** EXERCISE **
Using the listing below, report all lines holding the word "React".

-- Begin --

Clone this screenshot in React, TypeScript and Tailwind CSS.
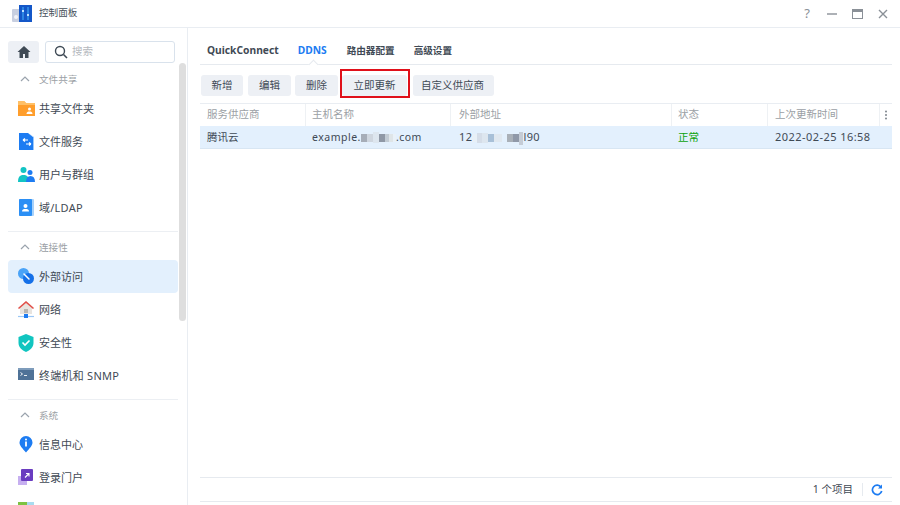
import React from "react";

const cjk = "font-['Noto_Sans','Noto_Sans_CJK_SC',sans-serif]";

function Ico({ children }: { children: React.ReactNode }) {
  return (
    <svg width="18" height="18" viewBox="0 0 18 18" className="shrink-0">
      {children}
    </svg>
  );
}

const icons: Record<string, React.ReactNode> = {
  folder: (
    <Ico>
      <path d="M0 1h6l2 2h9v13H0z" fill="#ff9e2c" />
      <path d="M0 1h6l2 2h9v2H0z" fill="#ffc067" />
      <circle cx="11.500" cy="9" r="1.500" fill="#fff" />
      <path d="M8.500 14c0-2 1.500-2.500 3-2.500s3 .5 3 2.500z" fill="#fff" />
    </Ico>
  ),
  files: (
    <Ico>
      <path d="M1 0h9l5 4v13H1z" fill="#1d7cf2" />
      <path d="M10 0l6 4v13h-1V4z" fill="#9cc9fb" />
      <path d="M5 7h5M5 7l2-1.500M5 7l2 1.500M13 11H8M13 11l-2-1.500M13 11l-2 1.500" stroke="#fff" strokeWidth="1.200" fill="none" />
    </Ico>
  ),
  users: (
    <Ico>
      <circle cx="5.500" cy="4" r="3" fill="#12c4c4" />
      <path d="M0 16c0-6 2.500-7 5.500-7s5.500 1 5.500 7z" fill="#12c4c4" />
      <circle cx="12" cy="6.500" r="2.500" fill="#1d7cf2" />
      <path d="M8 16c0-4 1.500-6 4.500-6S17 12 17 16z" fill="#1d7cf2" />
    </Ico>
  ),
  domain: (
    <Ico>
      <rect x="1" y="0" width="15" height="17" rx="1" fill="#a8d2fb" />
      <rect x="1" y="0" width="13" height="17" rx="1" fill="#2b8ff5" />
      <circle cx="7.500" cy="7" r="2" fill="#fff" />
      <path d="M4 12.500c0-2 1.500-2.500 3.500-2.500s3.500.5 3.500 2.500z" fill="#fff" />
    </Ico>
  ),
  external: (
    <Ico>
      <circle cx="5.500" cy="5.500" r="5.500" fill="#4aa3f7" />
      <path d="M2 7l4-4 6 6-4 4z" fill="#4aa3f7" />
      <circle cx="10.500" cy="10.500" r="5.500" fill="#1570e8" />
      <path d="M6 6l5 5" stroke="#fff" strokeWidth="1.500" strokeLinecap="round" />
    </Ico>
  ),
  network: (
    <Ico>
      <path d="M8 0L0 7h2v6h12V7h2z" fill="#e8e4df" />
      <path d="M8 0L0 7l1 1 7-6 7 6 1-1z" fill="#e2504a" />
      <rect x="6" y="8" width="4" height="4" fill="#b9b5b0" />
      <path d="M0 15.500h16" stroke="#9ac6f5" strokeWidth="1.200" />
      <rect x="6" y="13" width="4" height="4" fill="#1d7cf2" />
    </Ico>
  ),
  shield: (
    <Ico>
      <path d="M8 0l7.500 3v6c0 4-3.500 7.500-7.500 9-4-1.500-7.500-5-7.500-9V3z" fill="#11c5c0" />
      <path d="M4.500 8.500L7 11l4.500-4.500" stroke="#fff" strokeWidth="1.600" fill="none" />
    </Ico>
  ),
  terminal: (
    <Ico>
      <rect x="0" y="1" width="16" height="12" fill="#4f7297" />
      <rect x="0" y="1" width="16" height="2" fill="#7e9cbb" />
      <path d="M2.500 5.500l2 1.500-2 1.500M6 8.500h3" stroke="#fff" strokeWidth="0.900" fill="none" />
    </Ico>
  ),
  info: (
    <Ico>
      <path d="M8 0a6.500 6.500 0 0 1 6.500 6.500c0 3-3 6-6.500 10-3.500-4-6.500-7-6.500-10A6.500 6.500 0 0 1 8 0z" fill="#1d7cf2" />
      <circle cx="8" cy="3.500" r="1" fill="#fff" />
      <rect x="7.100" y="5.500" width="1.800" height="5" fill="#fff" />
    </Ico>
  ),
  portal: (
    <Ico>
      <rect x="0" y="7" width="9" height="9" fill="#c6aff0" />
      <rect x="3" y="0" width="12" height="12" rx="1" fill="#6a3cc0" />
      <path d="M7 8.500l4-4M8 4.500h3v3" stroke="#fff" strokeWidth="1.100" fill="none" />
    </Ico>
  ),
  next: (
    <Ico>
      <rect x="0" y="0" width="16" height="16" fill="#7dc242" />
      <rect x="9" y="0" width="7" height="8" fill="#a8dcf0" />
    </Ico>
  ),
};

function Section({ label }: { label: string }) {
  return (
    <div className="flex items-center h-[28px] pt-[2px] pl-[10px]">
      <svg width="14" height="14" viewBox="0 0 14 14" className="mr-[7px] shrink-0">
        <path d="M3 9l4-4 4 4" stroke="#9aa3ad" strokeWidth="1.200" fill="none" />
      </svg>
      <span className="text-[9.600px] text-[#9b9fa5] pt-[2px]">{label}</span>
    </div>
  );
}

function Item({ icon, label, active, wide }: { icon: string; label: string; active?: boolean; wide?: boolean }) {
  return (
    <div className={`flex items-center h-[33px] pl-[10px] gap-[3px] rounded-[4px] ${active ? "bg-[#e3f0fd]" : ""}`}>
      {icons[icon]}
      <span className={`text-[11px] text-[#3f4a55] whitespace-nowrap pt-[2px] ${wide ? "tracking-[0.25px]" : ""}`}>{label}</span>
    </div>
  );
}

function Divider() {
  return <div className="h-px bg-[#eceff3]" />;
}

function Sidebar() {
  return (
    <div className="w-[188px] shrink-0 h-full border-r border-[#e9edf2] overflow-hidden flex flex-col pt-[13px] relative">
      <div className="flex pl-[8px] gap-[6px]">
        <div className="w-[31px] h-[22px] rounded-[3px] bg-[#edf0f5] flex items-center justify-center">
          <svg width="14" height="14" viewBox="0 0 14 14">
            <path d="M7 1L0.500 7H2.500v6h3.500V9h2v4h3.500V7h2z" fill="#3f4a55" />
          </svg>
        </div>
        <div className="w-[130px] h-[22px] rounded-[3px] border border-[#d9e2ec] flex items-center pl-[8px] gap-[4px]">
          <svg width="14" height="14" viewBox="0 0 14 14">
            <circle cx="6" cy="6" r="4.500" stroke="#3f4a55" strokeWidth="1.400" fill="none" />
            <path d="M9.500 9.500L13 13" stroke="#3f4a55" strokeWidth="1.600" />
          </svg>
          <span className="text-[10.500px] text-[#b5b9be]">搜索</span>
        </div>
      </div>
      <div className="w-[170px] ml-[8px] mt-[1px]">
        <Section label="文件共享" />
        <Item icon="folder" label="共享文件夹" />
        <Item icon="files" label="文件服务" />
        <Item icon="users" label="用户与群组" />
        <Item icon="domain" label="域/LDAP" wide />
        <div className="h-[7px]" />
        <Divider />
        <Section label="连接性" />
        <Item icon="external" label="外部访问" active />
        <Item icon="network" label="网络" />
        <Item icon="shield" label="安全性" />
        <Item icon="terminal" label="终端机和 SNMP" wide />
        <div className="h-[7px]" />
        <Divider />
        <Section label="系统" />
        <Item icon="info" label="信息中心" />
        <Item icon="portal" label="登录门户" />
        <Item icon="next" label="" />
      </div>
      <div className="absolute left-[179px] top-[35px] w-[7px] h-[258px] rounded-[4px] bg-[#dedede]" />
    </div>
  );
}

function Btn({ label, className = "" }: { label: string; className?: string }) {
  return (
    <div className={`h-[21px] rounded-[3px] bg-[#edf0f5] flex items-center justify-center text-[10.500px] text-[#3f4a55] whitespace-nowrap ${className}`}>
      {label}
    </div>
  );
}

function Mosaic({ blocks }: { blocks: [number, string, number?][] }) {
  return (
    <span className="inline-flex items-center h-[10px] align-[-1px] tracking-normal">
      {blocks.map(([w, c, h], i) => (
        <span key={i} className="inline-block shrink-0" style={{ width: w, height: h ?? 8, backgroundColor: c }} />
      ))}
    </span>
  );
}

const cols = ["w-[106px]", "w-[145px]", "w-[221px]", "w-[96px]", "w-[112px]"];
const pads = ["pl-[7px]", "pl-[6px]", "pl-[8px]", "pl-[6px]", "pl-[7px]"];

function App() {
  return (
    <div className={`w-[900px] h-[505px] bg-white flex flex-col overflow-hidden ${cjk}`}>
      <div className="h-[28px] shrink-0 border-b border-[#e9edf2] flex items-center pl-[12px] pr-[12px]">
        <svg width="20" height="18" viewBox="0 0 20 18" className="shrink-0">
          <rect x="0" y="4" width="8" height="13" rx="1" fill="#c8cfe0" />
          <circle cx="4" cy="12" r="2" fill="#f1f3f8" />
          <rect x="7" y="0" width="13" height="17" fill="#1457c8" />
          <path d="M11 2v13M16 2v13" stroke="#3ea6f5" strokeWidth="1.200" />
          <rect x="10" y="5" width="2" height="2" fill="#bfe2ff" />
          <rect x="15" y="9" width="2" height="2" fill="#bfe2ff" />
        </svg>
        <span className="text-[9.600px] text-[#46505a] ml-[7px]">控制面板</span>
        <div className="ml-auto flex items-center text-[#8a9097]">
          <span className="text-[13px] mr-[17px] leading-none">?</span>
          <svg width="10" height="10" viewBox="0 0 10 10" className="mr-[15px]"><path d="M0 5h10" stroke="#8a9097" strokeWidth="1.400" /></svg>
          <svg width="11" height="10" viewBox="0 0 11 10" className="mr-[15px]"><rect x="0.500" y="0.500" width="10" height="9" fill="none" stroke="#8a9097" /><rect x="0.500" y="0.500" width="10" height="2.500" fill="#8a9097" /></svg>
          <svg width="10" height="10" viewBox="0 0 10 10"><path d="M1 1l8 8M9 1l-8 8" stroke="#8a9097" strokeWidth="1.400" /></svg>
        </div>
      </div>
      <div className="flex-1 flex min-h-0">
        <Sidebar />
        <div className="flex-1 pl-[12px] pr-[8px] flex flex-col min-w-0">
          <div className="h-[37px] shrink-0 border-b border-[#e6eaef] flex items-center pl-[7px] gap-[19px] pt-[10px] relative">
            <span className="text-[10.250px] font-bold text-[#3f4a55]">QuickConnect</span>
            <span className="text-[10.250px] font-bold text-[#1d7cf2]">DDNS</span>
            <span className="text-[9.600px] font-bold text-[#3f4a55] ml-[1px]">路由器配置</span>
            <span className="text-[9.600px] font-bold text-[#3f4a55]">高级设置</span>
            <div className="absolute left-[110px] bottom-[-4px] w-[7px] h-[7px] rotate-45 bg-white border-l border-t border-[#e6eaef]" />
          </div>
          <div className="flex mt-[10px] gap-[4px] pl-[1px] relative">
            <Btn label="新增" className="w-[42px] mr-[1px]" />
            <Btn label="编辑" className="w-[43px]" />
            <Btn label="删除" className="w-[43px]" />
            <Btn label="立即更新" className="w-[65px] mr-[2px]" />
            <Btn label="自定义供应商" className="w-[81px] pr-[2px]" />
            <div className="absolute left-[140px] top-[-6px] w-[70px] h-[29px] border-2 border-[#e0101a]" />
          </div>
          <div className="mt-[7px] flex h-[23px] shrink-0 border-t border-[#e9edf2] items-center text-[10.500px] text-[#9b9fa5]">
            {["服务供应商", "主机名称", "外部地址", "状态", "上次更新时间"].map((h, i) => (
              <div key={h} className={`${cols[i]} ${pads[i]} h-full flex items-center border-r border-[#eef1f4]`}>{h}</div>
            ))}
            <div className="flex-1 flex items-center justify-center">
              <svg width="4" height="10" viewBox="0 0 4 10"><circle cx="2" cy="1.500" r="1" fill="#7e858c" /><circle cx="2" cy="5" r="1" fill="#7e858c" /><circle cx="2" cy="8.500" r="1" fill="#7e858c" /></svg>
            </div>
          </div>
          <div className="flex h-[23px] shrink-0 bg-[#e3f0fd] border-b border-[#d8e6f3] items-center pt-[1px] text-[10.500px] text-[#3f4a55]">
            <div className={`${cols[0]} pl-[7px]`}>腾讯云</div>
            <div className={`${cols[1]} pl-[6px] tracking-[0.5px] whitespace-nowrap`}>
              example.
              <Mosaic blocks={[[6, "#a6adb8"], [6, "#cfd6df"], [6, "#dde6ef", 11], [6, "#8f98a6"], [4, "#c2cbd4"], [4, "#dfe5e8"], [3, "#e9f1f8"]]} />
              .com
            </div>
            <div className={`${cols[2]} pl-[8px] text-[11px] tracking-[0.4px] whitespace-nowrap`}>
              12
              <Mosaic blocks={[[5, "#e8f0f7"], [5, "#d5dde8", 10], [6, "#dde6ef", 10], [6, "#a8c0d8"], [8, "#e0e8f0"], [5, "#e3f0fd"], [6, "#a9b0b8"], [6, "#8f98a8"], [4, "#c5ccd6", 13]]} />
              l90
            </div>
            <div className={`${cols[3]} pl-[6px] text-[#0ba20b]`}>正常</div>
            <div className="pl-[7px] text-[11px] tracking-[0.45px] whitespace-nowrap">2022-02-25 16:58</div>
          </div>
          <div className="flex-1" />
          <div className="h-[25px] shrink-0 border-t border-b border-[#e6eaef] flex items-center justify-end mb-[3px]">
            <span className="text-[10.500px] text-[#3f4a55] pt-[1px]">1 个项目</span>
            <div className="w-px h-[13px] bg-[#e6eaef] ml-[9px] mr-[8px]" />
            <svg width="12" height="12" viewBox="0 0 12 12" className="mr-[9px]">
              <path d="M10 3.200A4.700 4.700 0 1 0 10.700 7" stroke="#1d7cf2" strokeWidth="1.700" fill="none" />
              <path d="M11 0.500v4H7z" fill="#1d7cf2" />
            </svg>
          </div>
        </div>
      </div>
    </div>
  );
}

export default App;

-- End --

** TASK RESULT **
Clone this screenshot in React, TypeScript and Tailwind CSS.
import React from "react";
function Ico({ children }: { children: React.ReactNode }) {
const icons: Record<string, React.ReactNode> = {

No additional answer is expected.